Provide an exact copy of the data, excluding the images.

* Start *

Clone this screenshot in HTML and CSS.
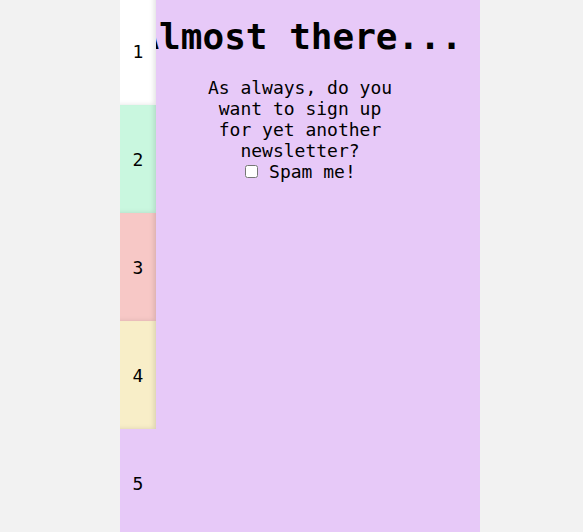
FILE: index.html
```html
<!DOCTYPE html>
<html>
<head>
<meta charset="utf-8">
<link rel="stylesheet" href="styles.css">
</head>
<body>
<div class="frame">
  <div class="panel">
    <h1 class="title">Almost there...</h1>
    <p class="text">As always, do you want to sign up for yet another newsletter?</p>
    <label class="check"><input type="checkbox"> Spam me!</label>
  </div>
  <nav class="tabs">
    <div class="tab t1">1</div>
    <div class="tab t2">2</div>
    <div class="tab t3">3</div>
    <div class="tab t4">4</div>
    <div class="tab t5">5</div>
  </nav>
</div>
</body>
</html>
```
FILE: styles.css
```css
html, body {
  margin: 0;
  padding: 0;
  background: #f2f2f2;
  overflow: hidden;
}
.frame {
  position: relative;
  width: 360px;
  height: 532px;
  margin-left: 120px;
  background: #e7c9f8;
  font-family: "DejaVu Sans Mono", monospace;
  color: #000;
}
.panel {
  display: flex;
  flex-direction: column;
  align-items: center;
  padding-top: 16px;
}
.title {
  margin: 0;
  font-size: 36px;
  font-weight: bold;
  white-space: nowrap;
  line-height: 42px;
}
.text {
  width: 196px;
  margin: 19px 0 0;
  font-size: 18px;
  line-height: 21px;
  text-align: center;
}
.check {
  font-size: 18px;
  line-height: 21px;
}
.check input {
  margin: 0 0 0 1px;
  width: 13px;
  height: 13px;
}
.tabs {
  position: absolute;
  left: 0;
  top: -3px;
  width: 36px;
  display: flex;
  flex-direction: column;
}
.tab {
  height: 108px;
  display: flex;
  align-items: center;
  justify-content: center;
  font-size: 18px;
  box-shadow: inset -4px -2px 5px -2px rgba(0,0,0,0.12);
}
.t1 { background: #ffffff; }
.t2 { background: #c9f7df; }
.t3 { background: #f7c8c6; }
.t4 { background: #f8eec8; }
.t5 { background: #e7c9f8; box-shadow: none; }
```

* End *

* **Finished task**:
Clone this screenshot in HTML and CSS.
FILE: index.html
```html
<!DOCTYPE html>
<html>
<head>
<meta charset="utf-8">
<link rel="stylesheet" href="styles.css">
</head>
<body>
<div class="frame">
  <div class="panel">
    <h1 class="title">Almost there...</h1>
    <p class="text">As always, do you want to sign up for yet another newsletter?</p>
    <label class="check"><input type="checkbox"> Spam me!</label>
  </div>
  <nav class="tabs">
    <div class="tab t1">1</div>
    <div class="tab t2">2</div>
    <div class="tab t3">3</div>
    <div class="tab t4">4</div>
    <div class="tab t5">5</div>
  </nav>
</div>
</body>
</html>
```
FILE: styles.css
```css
html, body {
  margin: 0;
  padding: 0;
  background: #f2f2f2;
  overflow: hidden;
}
.frame {
  position: relative;
  width: 360px;
  height: 532px;
  margin-left: 120px;
  background: #e7c9f8;
  font-family: "DejaVu Sans Mono", monospace;
  color: #000;
}
.panel {
  display: flex;
  flex-direction: column;
  align-items: center;
  padding-top: 16px;
}
.title {
  margin: 0;
  font-size: 36px;
  font-weight: bold;
  white-space: nowrap;
  line-height: 42px;
}
.text {
  width: 196px;
  margin: 19px 0 0;
  font-size: 18px;
  line-height: 21px;
  text-align: center;
}
.check {
  font-size: 18px;
  line-height: 21px;
}
.check input {
  margin: 0 0 0 1px;
  width: 13px;
  height: 13px;
}
.tabs {
  position: absolute;
  left: 0;
  top: -3px;
  width: 36px;
  display: flex;
  flex-direction: column;
}
.tab {
  height: 108px;
  display: flex;
  align-items: center;
  justify-content: center;
  font-size: 18px;
  box-shadow: inset -4px -2px 5px -2px rgba(0,0,0,0.12);
}
.t1 { background: #ffffff; }
.t2 { background: #c9f7df; }
.t3 { background: #f7c8c6; }
.t4 { background: #f8eec8; }
.t5 { background: #e7c9f8; box-shadow: none; }
```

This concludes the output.